Course Overview

Database systems were around for decades with a primary goal of managing users' data. While researchers have invested tremendously in the past few decades to build robust and scalable database systems, there have been recent dramatic changes that affected the database research which include new hardware, big data, and new applications requirements.

The goal of this course is to introduce the students to the latest research trends in database systems. The course is based on the recent research literature in major database conferences and journals. By the end of this course, students should be aware of the active research topics in database systems and possibly identify new research topics of their own. Students will also get a hands-on experience by working on a research problem of their choice individually or in groups.

Course Information

Time: Tuesday & Thursday - 11:10AM - 12:30PM
Location: Winston Chung Hall - Room 141 (Floormap)
Professor: Ahmed Eldawy
Office: 357 WCH
Office hours: Tuesday & Thursday 10:00 am to 11:00 am
Texbook: No textbook. The course will be based on recent research papers

Coursework

The course is based on a series of seminars. The first three seminars, given by the instructor, will layout the main research topics covered in the course. Later on, each student will present two to three papers. The presenter should introduce the problem in the presented work, the motivation behind it, and the key idea of the solution. Students should also present their own feedback on the paper, i.e., strong and weak points, and highlight any open research problems they identify. Non-presenting students will be required to submit a short report that summarizes each presentation and provides a feedback on the presentation.

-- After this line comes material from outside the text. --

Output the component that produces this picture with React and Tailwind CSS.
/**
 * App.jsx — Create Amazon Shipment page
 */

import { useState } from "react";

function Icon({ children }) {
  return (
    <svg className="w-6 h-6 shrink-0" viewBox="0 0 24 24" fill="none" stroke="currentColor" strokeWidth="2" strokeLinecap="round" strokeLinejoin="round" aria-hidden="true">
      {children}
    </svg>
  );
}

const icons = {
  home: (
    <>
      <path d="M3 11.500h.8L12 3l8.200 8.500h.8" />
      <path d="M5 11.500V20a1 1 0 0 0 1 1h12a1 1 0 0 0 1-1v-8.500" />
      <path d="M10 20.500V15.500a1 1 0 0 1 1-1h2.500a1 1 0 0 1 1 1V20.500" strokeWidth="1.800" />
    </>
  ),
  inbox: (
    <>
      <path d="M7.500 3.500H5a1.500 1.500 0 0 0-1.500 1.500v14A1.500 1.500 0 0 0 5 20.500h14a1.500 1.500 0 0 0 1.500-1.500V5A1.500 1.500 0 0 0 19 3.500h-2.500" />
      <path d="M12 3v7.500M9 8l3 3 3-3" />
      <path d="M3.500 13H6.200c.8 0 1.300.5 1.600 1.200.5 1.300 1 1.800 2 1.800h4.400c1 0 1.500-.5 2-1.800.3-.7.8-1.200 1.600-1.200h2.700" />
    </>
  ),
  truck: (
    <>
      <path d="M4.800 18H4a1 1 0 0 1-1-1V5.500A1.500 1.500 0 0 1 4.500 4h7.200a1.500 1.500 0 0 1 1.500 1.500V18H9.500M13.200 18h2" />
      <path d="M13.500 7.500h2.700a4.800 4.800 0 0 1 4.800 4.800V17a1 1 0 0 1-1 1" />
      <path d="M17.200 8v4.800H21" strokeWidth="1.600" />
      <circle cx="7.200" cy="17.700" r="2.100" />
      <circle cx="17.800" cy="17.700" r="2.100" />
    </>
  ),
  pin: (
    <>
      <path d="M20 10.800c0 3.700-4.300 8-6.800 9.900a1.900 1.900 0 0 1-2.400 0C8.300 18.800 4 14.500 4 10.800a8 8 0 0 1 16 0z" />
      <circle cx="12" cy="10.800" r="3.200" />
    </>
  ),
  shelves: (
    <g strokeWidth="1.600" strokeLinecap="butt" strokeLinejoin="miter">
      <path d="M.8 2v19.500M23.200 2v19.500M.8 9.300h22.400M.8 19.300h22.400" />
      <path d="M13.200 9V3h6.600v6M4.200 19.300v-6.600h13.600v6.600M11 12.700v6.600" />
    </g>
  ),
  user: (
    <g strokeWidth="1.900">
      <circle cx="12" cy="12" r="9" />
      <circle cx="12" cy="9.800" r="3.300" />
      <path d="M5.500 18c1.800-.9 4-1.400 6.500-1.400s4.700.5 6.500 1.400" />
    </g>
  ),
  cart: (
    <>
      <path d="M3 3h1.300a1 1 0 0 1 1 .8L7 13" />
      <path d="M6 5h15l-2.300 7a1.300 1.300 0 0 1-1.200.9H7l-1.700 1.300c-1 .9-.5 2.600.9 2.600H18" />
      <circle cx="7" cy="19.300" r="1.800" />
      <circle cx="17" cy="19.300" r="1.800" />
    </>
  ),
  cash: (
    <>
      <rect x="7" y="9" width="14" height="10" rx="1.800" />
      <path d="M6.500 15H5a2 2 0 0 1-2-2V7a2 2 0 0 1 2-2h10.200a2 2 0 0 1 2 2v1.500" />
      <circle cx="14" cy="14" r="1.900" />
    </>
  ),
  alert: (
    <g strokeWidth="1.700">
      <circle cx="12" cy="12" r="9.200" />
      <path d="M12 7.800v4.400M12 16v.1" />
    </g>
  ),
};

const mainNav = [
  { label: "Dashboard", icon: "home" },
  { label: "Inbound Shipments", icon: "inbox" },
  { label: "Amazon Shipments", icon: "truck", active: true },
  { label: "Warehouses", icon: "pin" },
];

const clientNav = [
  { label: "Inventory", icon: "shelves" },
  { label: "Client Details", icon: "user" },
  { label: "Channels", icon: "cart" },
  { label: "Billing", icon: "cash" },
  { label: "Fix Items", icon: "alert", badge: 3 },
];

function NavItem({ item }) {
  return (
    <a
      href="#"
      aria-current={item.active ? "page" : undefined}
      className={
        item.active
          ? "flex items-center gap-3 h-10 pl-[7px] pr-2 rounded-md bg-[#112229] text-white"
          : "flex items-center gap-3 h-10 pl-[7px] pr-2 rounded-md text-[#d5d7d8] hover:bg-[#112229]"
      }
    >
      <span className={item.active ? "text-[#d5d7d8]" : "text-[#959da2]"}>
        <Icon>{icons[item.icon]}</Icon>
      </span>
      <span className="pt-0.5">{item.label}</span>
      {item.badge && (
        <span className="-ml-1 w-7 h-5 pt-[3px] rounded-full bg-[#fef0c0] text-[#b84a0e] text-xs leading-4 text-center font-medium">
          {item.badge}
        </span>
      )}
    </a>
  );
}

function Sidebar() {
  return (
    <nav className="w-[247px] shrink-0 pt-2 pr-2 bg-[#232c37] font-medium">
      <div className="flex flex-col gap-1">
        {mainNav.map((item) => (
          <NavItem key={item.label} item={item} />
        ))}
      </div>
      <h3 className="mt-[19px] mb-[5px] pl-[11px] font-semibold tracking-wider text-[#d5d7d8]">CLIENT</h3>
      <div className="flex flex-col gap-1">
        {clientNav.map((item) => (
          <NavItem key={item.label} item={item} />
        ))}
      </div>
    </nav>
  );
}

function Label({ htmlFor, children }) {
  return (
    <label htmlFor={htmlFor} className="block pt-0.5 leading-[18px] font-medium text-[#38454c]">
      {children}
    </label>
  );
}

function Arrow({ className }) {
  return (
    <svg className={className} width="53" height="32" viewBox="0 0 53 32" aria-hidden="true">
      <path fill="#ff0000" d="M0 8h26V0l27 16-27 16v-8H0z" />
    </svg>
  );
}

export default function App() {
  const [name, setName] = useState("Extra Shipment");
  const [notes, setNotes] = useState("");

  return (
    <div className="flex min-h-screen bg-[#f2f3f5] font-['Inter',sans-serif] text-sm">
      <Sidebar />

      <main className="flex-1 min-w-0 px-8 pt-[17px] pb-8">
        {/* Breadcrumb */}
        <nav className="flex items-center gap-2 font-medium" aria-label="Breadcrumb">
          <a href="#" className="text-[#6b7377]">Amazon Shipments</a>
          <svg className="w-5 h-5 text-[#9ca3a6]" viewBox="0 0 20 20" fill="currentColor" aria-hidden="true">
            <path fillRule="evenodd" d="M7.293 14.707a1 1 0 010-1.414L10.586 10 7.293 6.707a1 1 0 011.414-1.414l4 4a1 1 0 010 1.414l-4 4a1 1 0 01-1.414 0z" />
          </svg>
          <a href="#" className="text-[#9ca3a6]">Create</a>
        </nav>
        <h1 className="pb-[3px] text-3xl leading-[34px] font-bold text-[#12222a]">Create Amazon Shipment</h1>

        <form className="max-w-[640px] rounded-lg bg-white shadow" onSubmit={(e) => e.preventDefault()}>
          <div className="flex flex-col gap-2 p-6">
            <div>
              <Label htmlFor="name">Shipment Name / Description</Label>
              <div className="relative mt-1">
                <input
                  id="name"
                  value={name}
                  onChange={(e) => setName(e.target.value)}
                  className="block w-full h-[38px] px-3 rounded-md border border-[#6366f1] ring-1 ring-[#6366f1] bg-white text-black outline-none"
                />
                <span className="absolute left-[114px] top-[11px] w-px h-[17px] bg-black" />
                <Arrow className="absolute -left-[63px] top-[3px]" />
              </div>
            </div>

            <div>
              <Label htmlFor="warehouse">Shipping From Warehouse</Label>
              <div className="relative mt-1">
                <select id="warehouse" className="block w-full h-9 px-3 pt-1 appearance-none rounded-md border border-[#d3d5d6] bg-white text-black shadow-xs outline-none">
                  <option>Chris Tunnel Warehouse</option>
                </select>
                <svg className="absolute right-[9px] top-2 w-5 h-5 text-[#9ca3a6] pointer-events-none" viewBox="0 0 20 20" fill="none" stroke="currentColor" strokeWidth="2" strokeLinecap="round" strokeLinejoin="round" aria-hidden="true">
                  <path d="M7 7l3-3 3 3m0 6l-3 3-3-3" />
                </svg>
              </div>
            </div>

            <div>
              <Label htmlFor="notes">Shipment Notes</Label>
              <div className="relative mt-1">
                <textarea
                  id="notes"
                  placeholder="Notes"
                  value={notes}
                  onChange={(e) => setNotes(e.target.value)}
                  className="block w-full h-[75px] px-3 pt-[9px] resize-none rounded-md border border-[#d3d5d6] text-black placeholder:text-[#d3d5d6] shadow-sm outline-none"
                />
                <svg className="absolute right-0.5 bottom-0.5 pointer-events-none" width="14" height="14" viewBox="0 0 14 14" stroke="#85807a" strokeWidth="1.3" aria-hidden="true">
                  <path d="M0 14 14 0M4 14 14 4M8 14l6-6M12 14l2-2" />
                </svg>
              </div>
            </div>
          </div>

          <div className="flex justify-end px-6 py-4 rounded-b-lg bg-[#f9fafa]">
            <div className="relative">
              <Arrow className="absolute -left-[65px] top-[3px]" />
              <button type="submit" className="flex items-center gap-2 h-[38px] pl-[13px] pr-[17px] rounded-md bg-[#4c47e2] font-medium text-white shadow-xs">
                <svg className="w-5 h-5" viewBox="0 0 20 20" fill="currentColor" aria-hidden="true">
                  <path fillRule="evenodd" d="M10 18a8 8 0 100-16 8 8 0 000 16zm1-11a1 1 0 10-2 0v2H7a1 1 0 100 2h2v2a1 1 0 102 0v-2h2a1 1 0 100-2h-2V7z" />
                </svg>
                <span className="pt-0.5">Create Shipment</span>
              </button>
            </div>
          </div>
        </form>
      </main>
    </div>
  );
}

In addition to the presentations, a major part of the course is a quarter-long project probably about a topic that has been presented. The project can be in one of the following categories:

  1. New research idea: A prototype implementation of a new research idea that addresses one of the drawbacks or limitations of an existing research work. Some of the existing work is available as open source which make it easier to extend it and address the problem.
  2. Benchmark: An experimental comparison and evaluation of existing work on a specific problem. Students are not supposed to reimplement all of the existing solution. Rather, they should be able to reuse an existing code base with minor changes to run the benchmark. The main contribution in the benchmark is defining which datasets to use, which queries to run, running the experiments, and interpreting the results.
  3. Experimental Study: In this project, students will focus on one existing work and provide a thorough experimental evaluation for that work. The experimental study should verify the existing experiments presented in the original paper, if any, as well as proposing a few additional experiments that go beyond what is already published. Interpretations of the results could open new research directions.
  4. Survey: With the extensive research efforts in the topics covered in this course, a survey paper should summarize and categorize the major research contributions in a specific area. The survey should not be a mere summarization of existing papers, rather, the students should provide their own insight on the surveyed body of work. For example, they can provide a categorization or a taxonomy that highlights that major research directions in that area. Students can also identify the open research problems that were hardly addressed in the literature.